I heard Stignani in Don Carlos at the Teatro dell’Opera  more than once and her performance reached the top at the aria “O don fatale”.  This aria had already been recorded by CETRA in the late ‘30s and it is one of my favourite records, moreover there is the complete opera realized by CETRA in 1951 for the Verdian year. And this performance, to which I have attended in the RAI auditorium, deserves to be mentioned. The cast was stellar, with Caniglia, Stignani, Picchi, Silveri, Rossi Lemeni. The audience followed the performance with the greatest attention. In RAI, during the broadcast,  the audience must be silent, it is severely forbidden to clap at the end of an aria. The audience can only clap at the end of the acts. On that night this rule was broken: when Stignani started to sing O don fatale everyone realized that something unusual was happening. Her voice seemed a miracle, so fluent, so easy and so powerful. I have already said that acting was not a virtue of Stignani, but she could communicate all the emotions through the splendour of her voice. So, that night, we heard a voice, splendid in every note, that could express  all the desperation of Eboli. At the end of the aria, the entire audience jumped to their feet, mad with enthusiasm. Really an experience to remember.
But… there is a but. If you listen to the recording of Don Carlo you will find no trace of applause or signs of enthusiasm. The performance of O don fatale is very good, but the atmosphere created by the singer is totally absent. In fact the artistic (!) directors of Cetra had the “brilliant” idea to cut off the live performance that had had so great a success and substituted it with a new recording released in the studios!


I heard Giulietta SIMIONATO in “le Nozze di Figaro” (Cherubino) and in il Barbiere di Siviglia.
She was a perfect Cherubino and a charming Rosina, but I don’t think she was a Rossinian singer. Her voice, well-trained and of good quality, was more suited to operas as La Favorita, La Forza del destino or Cavalleria Rusticana.
I heard Elena NICOLAI in Orfeo e Euridice and Don Carlo. A good mezzo, with a voice which could manage the difficulties of Eboli, but nothing more. Fiorenza COSSOTTO, heard in Norma and Don Carlo, called my attention. A beautiful voice, solid and with a good vocal technique, she sang every score with ease and security. Azucena in  Trovatore was, with Eboli, one of her favourite roles.
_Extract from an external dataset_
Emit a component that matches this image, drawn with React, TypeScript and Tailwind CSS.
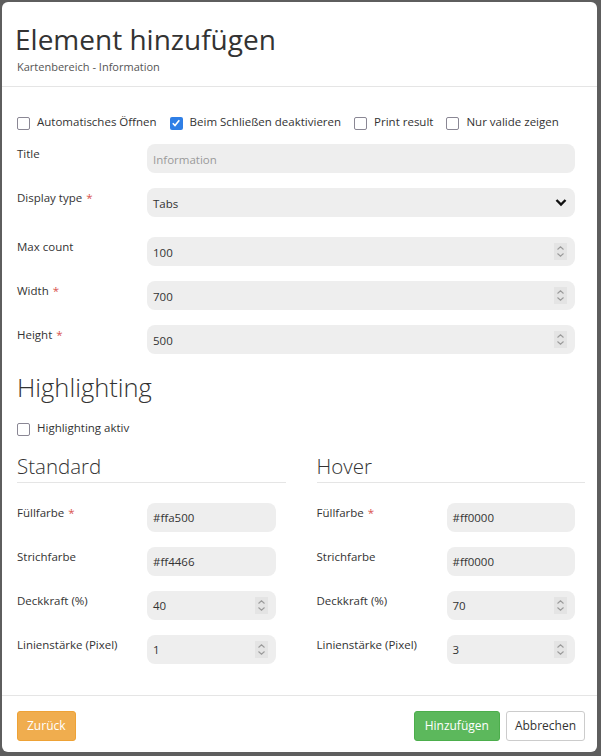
import React from 'react';

const font = { fontFamily: '"Open Sans", "Noto Sans", sans-serif' };

const Spinner = () => (
  <div className="flex h-[17px] w-[13px] shrink-0 items-center justify-center bg-[#e4e4e4]">
    <svg width="9" height="13" viewBox="0 0 9 13" fill="none" stroke="#9a9a9a" strokeWidth="1.1">
      <path d="M1.5 4.5 L4.5 1.8 L7.5 4.5" />
      <path d="M1.5 8.5 L4.5 11.2 L7.5 8.5" />
    </svg>
  </div>
);

const Box = ({ checked = false }: { checked?: boolean }) =>
  checked ? (
    <span className="flex h-[13px] w-[13px] shrink-0 items-center justify-center rounded-[2px] bg-[#2f7fe6]">
      <svg width="10" height="10" viewBox="0 0 10 10" fill="none" stroke="white" strokeWidth="1.6">
        <path d="M1.8 5.2 L4 7.6 L8.3 2.2" />
      </svg>
    </span>
  ) : (
    <span className="h-[13px] w-[13px] shrink-0 rounded-[2px] border-[1.5px] border-[#8a8794] bg-white" />
  );

const Check = ({ label, checked }: { label: string; checked?: boolean }) => (
  <label className="flex items-center gap-[7px] text-[11.5px] text-[#333]">
    <Box checked={checked} />
    <span className="-mt-[3px]">{label}</span>
  </label>
);

const Req = () => <span className="ml-[4px] text-[#d9534f]">*</span>;

type FieldProps = {
  label: string;
  value?: string;
  placeholder?: string;
  required?: boolean;
  number?: boolean;
  select?: boolean;
  className?: string;
};

const Field = ({ label, value, placeholder, required, number, select, className = '' }: FieldProps) => (
  <div className={`flex items-start ${className}`}>
    <div className="w-[130px] shrink-0 pt-[1px] text-[11.5px] text-[#333]">
      {label}
      {required && <Req />}
    </div>
    <div className="flex h-[29px] flex-1 items-center rounded-[8px] bg-[#eeeeee] pl-[6px] pr-[8px] text-[11.5px]">
      <span className={`flex-1 pt-[2px] ${value ? 'text-[#333]' : 'text-[#9a9a9a]'}`}>{value ?? placeholder}</span>
      {number && <Spinner />}
      {select && (
        <svg width="12" height="9" viewBox="0 0 12 9" fill="none" stroke="#111" strokeWidth="2.4">
          <path d="M1.5 2 L6 6.5 L10.5 2" />
        </svg>
      )}
    </div>
  </div>
);

const Column = ({
  title,
  fill,
  stroke,
  opacity,
  width,
}: {
  title: string;
  fill: string;
  stroke: string;
  opacity: string;
  width: string;
}) => (
  <div className="flex flex-1 flex-col">
    <h3 className="h-[29px] text-[20.5px] leading-[26px] font-light text-[#333]">{title}</h3>
    <div className="border-t border-[#e5e5e5]" />
    <div className="mt-[20px] flex flex-col gap-[15px] pr-[10px]">
      <Field label="Füllfarbe" required value={fill} />
      <Field label="Strichfarbe" value={stroke} />
      <Field label="Deckkraft (%)" value={opacity} number />
      <Field label="Linienstärke (Pixel)" value={width} number />
    </div>
  </div>
);

export default function App() {
  return (
    <div className="h-[756px] w-[601px] overflow-hidden bg-[#5e5e5e] pt-[2px] pl-[2px] pr-[4px]" style={font}>
      <div className="flex h-[750px] flex-col rounded-[6px] bg-white">
        <div className="border-b border-[#e5e5e5] pl-[13px] pr-[12px] pt-[18px] pb-[11px]">
          <h1 className="text-[28px] leading-[38px] text-[#333]">Element hinzufügen</h1>
          <p className="mt-[1px] pl-[2px] text-[11px] leading-[16px] text-[#555]">Kartenbereich - Information</p>
        </div>

        <div className="flex-1 pl-[15px] pr-[12px] pt-[29px]">
          <div className="flex items-center gap-[13px]">
            <Check label="Automatisches Öffnen" />
            <Check label="Beim Schließen deaktivieren" checked />
            <Check label="Print result" />
            <Check label="Nur valide zeigen" />
          </div>

          <div className="mt-[14px] flex flex-col pr-[10px]">
            <Field label="Title" placeholder="Information" />
            <Field label="Display type" required value="Tabs" select className="mt-[15px]" />
            <Field label="Max count" value="100" number className="mt-[20px]" />
            <Field label="Width" required value="700" number className="mt-[15px]" />
            <Field label="Height" required value="500" number className="mt-[15px]" />
          </div>

          <h2 className="mt-[16px] text-[25.5px] leading-[34px] font-light text-[#333]">Highlighting</h2>
          <div className="mt-[18px]">
            <Check label="Highlighting aktiv" />
          </div>

          <div className="mt-[16px] flex gap-[31px]">
            <Column title="Standard" fill="#ffa500" stroke="#ff4466" opacity="40" width="1" />
            <Column title="Hover" fill="#ff0000" stroke="#ff0000" opacity="70" width="3" />
          </div>
        </div>

        <div className="flex items-center border-t border-[#e5e5e5] pl-[15px] pr-[12px] pt-[15px] pb-[11px]">
          <button className="h-[30px] rounded-[3px] border border-[#eea236] bg-[#f0ad4e] px-[9px] text-[12px] text-white">
            Zurück
          </button>
          <div className="flex-1" />
          <button className="h-[30px] rounded-[3px] border border-[#4cae4c] bg-[#5cb85c] px-[10px] text-[12px] text-white">
            Hinzufügen
          </button>
          <button className="ml-[6px] h-[30px] rounded-[3px] border border-[#cccccc] bg-white px-[8px] text-[12px] text-[#333]">
            Abbrechen
          </button>
        </div>
      </div>
    </div>
  );
}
At the end of the ‘40s Italian Columbia issued a record sung by a mezzo who was totally unknown to me. Her name was Jennie TOUREL and the aria was the  “Rondò finale” from la Cenerentola by Rossini. I bought the record more for the aria (it was the first Italian recording after Supervia’s) but I was struck by the artistry and the grace of this singer. Some months later Jennie Tourel sang in Rome, for a concert at the Teatro Eliseo. I went to listen to her and I was delighted by the charm and the art of this enchanting singer. The arias from “La Perichole” by Offenbach were exceptional and so were all the arias and Lieder she sang. Useless to say I tried to buy all the records I could find in Italy.

mezzo16 <

I know Pia TASSINARI  as “mezzo” only by her recordings, for many years she had been an excellent soprano which I have admired in Manon and Tosca.
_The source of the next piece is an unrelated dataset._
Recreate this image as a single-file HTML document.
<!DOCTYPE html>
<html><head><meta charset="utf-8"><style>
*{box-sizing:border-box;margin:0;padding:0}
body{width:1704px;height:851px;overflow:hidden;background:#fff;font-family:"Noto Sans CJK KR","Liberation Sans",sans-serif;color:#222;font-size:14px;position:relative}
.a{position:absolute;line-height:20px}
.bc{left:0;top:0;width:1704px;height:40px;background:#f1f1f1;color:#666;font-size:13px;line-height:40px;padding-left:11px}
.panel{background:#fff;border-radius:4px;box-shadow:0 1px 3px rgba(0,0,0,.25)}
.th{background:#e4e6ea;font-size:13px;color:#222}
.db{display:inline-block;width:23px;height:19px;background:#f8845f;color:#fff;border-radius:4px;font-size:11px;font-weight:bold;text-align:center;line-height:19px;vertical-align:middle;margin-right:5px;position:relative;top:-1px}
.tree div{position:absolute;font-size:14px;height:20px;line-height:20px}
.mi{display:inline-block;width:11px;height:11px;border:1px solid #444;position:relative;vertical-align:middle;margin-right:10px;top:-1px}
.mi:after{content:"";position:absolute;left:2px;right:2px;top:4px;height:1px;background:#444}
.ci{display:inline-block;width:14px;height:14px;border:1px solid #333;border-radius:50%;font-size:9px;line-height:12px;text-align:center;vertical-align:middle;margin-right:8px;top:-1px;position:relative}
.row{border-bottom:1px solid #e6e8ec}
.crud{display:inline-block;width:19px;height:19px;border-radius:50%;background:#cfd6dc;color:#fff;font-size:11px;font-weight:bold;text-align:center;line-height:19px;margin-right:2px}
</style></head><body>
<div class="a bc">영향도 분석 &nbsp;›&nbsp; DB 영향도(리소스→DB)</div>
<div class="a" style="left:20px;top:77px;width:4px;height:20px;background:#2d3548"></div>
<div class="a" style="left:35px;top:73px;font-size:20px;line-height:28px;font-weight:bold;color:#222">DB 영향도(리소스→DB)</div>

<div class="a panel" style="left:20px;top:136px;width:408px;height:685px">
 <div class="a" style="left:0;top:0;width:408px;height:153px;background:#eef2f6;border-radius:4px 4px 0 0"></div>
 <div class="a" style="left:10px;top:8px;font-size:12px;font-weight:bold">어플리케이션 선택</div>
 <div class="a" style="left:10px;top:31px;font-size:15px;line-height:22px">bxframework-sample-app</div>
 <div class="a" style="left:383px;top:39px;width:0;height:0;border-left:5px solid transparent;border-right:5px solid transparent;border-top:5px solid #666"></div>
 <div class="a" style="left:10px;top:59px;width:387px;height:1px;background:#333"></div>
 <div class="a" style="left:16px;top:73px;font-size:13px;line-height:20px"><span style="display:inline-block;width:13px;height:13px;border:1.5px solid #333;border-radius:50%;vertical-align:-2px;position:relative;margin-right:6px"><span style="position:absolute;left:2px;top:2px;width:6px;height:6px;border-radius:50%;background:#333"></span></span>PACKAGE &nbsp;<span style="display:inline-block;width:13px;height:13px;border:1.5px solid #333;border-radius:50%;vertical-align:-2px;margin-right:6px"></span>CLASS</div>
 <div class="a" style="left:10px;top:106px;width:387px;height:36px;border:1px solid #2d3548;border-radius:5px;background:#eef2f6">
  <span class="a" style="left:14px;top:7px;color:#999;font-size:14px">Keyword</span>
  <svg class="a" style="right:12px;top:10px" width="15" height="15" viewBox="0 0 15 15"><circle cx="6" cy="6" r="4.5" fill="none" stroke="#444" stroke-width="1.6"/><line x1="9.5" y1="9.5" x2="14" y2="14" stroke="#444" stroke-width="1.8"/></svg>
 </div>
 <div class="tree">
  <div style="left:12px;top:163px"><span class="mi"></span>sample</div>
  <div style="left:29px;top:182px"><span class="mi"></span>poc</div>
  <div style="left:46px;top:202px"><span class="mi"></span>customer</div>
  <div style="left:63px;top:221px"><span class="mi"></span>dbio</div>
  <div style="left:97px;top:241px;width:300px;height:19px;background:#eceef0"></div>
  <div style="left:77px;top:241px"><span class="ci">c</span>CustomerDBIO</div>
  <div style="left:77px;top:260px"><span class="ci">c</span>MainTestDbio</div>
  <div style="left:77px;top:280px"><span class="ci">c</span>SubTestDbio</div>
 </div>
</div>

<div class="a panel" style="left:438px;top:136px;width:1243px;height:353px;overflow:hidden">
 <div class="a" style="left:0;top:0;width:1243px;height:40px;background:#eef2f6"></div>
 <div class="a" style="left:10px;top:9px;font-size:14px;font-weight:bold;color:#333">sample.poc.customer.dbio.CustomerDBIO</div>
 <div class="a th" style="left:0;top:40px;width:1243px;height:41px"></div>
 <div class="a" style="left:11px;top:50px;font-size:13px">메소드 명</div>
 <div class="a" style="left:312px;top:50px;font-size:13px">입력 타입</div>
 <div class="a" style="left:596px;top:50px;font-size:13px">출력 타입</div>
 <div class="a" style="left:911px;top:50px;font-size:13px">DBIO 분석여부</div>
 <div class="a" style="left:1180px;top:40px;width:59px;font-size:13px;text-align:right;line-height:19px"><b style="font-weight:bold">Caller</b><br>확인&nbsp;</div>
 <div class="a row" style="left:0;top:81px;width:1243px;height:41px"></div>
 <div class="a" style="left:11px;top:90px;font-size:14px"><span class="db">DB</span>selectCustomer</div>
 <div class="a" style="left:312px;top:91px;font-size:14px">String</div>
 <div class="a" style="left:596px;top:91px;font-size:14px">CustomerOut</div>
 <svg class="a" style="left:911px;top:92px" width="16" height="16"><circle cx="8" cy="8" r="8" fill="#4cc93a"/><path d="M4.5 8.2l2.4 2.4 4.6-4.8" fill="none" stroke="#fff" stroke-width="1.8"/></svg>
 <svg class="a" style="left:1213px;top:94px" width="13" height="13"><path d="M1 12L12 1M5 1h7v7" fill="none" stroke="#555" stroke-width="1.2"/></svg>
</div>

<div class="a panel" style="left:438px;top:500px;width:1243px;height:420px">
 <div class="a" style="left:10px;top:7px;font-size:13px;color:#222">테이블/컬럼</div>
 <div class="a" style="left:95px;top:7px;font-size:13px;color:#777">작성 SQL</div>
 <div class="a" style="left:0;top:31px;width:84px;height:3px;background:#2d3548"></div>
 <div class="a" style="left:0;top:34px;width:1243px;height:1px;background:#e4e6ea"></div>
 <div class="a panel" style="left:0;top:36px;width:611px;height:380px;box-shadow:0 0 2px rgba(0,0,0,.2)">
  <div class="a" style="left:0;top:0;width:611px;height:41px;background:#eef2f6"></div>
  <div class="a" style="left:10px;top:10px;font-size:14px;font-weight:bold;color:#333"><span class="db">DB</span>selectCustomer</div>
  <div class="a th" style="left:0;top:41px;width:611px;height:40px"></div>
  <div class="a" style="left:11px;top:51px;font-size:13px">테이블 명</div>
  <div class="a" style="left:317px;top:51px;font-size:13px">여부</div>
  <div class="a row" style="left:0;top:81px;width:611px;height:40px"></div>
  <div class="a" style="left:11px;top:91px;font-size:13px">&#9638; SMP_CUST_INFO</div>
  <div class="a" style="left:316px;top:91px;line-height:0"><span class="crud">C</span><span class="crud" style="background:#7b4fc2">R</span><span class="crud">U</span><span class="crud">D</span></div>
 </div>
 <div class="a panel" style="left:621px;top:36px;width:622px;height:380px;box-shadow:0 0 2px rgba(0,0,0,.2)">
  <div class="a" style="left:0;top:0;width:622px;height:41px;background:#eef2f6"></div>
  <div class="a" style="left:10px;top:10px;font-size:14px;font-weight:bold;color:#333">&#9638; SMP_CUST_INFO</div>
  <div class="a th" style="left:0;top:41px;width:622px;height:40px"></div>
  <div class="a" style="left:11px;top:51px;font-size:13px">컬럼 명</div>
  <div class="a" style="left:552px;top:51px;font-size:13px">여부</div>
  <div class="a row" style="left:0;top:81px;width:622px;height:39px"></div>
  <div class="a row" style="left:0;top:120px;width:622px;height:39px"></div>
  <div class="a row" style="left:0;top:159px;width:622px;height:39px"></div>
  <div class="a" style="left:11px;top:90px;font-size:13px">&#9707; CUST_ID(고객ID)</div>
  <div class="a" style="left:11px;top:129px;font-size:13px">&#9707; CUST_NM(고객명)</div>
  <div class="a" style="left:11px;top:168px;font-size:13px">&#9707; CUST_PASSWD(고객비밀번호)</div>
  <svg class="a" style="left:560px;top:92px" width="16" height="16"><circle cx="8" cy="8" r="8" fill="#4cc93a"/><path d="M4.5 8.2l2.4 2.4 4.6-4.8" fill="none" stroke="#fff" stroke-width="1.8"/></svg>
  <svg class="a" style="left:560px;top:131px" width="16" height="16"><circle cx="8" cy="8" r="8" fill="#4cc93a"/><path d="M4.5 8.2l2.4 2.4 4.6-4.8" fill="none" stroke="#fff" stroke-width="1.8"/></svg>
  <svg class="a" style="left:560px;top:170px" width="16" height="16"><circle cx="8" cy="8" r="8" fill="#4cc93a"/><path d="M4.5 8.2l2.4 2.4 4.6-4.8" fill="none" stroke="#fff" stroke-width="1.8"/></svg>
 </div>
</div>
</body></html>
I would like to add some lines to the name of Fedora Barbieri. She has sung many, many times at Teatro dell’Opera in Rome, I have listened to her once only. It may appear strange but there are many cases in which I wasn’t able to listen to famous singers. This fact has no influence on the great admiration I have for this singer. I have listened to her through  radio and records. I like very much her duets from Trovatore with Jussi Bjørling. Some years ago she took part in a broadcast in Rai and she was so nice and full of humour that I hoped she could be called again. But, alas, she died a few months after. In the first part of her career she was shining as Amneris, Azucena, Leonora in Favorita, Eboli in Don Carlos. In the second part of her career her voice began to show some faults and she retired to easier roles, (vocally speaking). She was able to give us a splendid Quickly in Falstaff and, at the very end of her career she sang as Lola in Cavalleria Rusticana and later as mamma Lucia, Berta in Il Barbiere di Siviglia, Madelon in Andrea Chenier. As for all the great singers her career lasted more than thirty years.

I have limited my remembrances to the ‘40s and the beginning of ‘50s and I have not quoted some singers I could not hear in flesh. Going on to the ‘60s and ‘70s we find  many glorious mezzos and a great  voice, a wonderful mezzo (almost a contralto), Marylin Horne, but an entire book would be necessary to list all of them.  Teresa Berganza was a delicious Rosina, but I listened to her in the ‘60s. I had the pleasure to take part in a radio broadcast with her and Sesto Bruscantini. A delightful woman, simple and modest. At that time she was seriously studying the role of Carmen. We know that her Carmen was excellent.
I can be satisfied of the singers I have heard in the ‘40s and ‘50s, and the name of Ebe Stignani is there, a voice that shines like a star in the lyric firmament. If you want to have an idea of the wonderful voice of Cloe Elmo buy the records she realized till 1949-50. And only the CETRA records (and a few sides she sang for La Voce del Padrone, including a duet with Gigli) can do justice to this great singer. Also Pederzini made a good number of records, but she was a singing actress and to have a complete idea of her value it was necessary to see her on the stage. She sang till the late fifties and, though her voice was gone, she succeeded to emerge in operas such “Les dialogues des Carmelites, la Medium and the Queen of Spades”.   

(1) Matilde Blancun was a Spanish contralto. She probably got the name Sadun through marriage.